2. Mix your greens. You’ll control the strength more. Green out of a tube can be deadly.
3. Look for quiet compositions. Don’t over complicate the scene. Less is usually more.
4. Read voraciously about the methods, materials and works of painters you admire. Try painting a copy of a piece that you like.
5. Take a workshop with a Tonalist painter you admire.
6. Don’t get locked into a piece that’s tanking. Start over or toss it. You grow by being very very self-critical.
7. Look hard and long at other painters you admire. Don’t see some of their qualities in your work? There’s your problem.
8. Audit your drawing skills. If you can’t draw well you’ll never paint well representationally. There are no shortcuts here. Take a weekly life class.
9. Keep an open mind and eye. Try anything. Try everything. Surprise Yourself.
Tonalism.com: What is art’s purpose in the world? And/or is there anything I didn’t ask that you want people to know about your work and/or your personal practice?
David Sharpe: To me the purpose of art in the world is to convey emotion. Love it or hate it, but it should ring an emotional bell in the viewer. Full stop.
I believe a painting shouldn’t have to shout to be heard. It should have an ‘elegance 'of design and subject matter if that makes any sense. I try to leave something for the viewer’s imagination- not give it all away. Hold some mystery in it.
A collector once said to me “David your work is more poetic than picturesque.” And I’m totally fine with that. I believe it’s not what you put in a piece, it’s what you leave out. But the last word goes to jazz giant Miles Davis who said, “Don’t play what’s there. Play what’s NOT there.”

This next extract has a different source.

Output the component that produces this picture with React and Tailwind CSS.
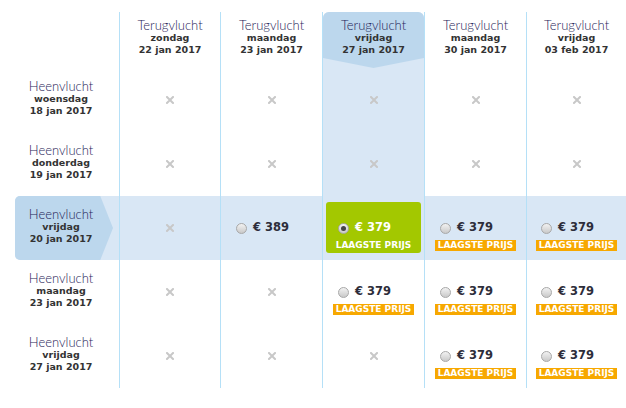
const cols = [
  { day: 'zondag', date: '22 jan 2017', w: 'w-[101px]' },
  { day: 'maandag', date: '23 jan 2017', w: 'w-[102px]' },
  { day: 'vrijdag', date: '27 jan 2017', w: 'w-[102px]', selected: true },
  { day: 'maandag', date: '30 jan 2017', w: 'w-[102px]' },
  { day: 'vrijdag', date: '03 feb 2017', w: 'w-[100px]' },
]

// x = geen vlucht, p = prijs, b = prijs + laagste prijs, s = geselecteerd
const rows = [
  { day: 'woensdag', date: '18 jan 2017', cells: ['x', 'x', 'x', 'x', 'x'] },
  { day: 'donderdag', date: '19 jan 2017', cells: ['x', 'x', 'x', 'x', 'x'] },
  { day: 'vrijdag', date: '20 jan 2017', cells: ['x', 'p389', 's379', 'b379', 'b379'], selected: true },
  { day: 'maandag', date: '23 jan 2017', cells: ['x', 'x', 'b379', 'b379', 'b379'] },
  { day: 'vrijdag', date: '27 jan 2017', cells: ['x', 'x', 'x', 'b379', 'b379'] },
]

const line = 'border-l border-[#b5e0f7]'
const thin = "font-['Lato',sans-serif] font-light text-[13px] leading-[14px] text-[#1f2558]"
const bold = "font-['DejaVu_Sans',Verdana,sans-serif] font-bold text-[9.5px] leading-[11.5px] text-[#333]"
const badge = "font-['DejaVu_Sans',Verdana,sans-serif] font-bold text-[9px] text-white"
const light = 'bg-[#d9e7f5]'
const dark = 'bg-[#bcd7ed]'

function Cross() {
  return (
    <svg width="8" height="8" viewBox="0 0 8 8">
      <path d="M1 1L7 7M7 1L1 7" stroke="#c8c8c8" strokeWidth="2" strokeLinecap="square" />
    </svg>
  )
}

function Radio({ checked }) {
  return (
    <span className="w-[11px] h-[11px] rounded-full border border-[#a8a8a8] bg-gradient-to-b from-[#f2f2f2] to-[#c9c9c9] flex items-center justify-center shrink-0">
      {checked && <span className="w-[5px] h-[5px] rounded-full bg-[#444]" />}
    </span>
  )
}

function Price({ value, checked, white }) {
  return (
    <div className="h-[14px] flex items-center gap-[6px] pr-[18px]">
      <Radio checked={checked} />
      <span className={`font-['DejaVu_Sans',Verdana,sans-serif] font-bold text-[11.5px] ${white ? 'text-white' : 'text-[#2d2d3a]'}`}>
        € {value}
      </span>
    </div>
  )
}

function Cell({ kind }) {
  if (kind === 'x') return <Cross />
  const value = kind.slice(1)
  if (kind[0] === 'p') return <Price value={value} />
  if (kind[0] === 's') {
    return (
      <div className="w-full h-full px-[3px] pt-[6px] pb-[7px]">
        <div className="w-full h-full rounded-[3px] bg-[#a3c800] flex flex-col items-center pt-[19px]">
          <Price value={value} checked white />
          <div className={`mt-[5px] h-[11px] flex items-center ${badge}`}>LAAGSTE PRIJS</div>
        </div>
      </div>
    )
  }
  return (
    <div className="flex flex-col items-center pt-[16px]">
      <Price value={value} />
      <div className={`mt-[5px] h-[11px] px-[3px] bg-[#f7a800] flex items-center ${badge}`}>LAAGSTE PRIJS</div>
    </div>
  )
}

export default function App() {
  return (
    <div className="w-[626px] h-[408px] bg-white pt-[12px] overflow-hidden">
      <div className="flex h-[56px]">
        <div className="w-[119px]" />
        {cols.map((c, i) => (
          <div key={i} className={`${c.w} ${line} h-full`}>
            {c.selected ? (
              <div className={`h-full rounded-t-[6px] ${light}`}>
                <div className={`h-full rounded-t-[6px] ${dark} flex flex-col items-center pt-[6px] [clip-path:polygon(0_0,100%_0,100%_82%,50%_100%,0_82%)]`}>
                  <div className={thin}>Terugvlucht</div>
                  <div className={bold}>{c.day}</div>
                  <div className={bold}>{c.date}</div>
                </div>
              </div>
            ) : (
              <div className="h-full flex flex-col items-center pt-[6px]">
                <div className={thin}>Terugvlucht</div>
                <div className={bold}>{c.day}</div>
                <div className={bold}>{c.date}</div>
              </div>
            )}
          </div>
        ))}
      </div>

      {rows.map((r, ri) => (
        <div key={ri} className="flex h-[64px]">
          <div className="w-[119px] h-full pl-[15px]">
            <div className={`h-full rounded-l-[5px] ${r.selected ? light : ''}`}>
              <div className={`w-[98px] h-full rounded-l-[5px] ${r.selected ? dark : ''} flex flex-col items-center justify-center pr-[6px] pb-[5px] [clip-path:polygon(0_0,87%_0,100%_50%,87%_100%,0_100%)]`}>
                <div className={thin}>Heenvlucht</div>
                <div className={bold}>{r.day}</div>
                <div className={bold}>{r.date}</div>
              </div>
            </div>
          </div>
          {r.cells.map((k, ci) => {
            const c = cols[ci]
            const bg = r.selected || (c.selected && ri < 2) ? light : ''
            return (
              <div key={ci} className={`${c.w} ${line} h-full flex items-center justify-center ${bg}`}>
                <Cell kind={k} />
              </div>
            )
          })}
        </div>
      ))}
    </div>
  )
}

Tonalism.com: Where do you see Tonalism going?
David Sharpe: Well, given the huge response last year to the newly formed American Tonalist Society’s Inaugural show at the historic Salmagundi Club in NYC in 2019 I’d say the future is bright indeed as more and more painters and collectors become more aware of its rich history.
Daniel Ambrose, Eleinne Basa, Mary Erickson, and Don Demers deserve a huge hand for their extraordinary vision and effort in forming the American Tonalist Society group of member painters and with then Chairman Tim Newton’s help putting a contemporary face to Tonalism.
The whole genre of a more quiet, contemplative, yes spiritual if you will, type of painting is something I believe the world needs now more than ever.
We live in a mind-numbing whirl of wealth, poverty, noise, stress, striving and lack of human concern for others, to the point where we begin to question the future for our kids and grandkids. Art has always had the ability to lift one up. Beauty knows no bounds. And with so much that’s wrong with the world now, quiet tonal paintings I think are a welcome reminder that the world still is beautiful, serene, and full of wonder.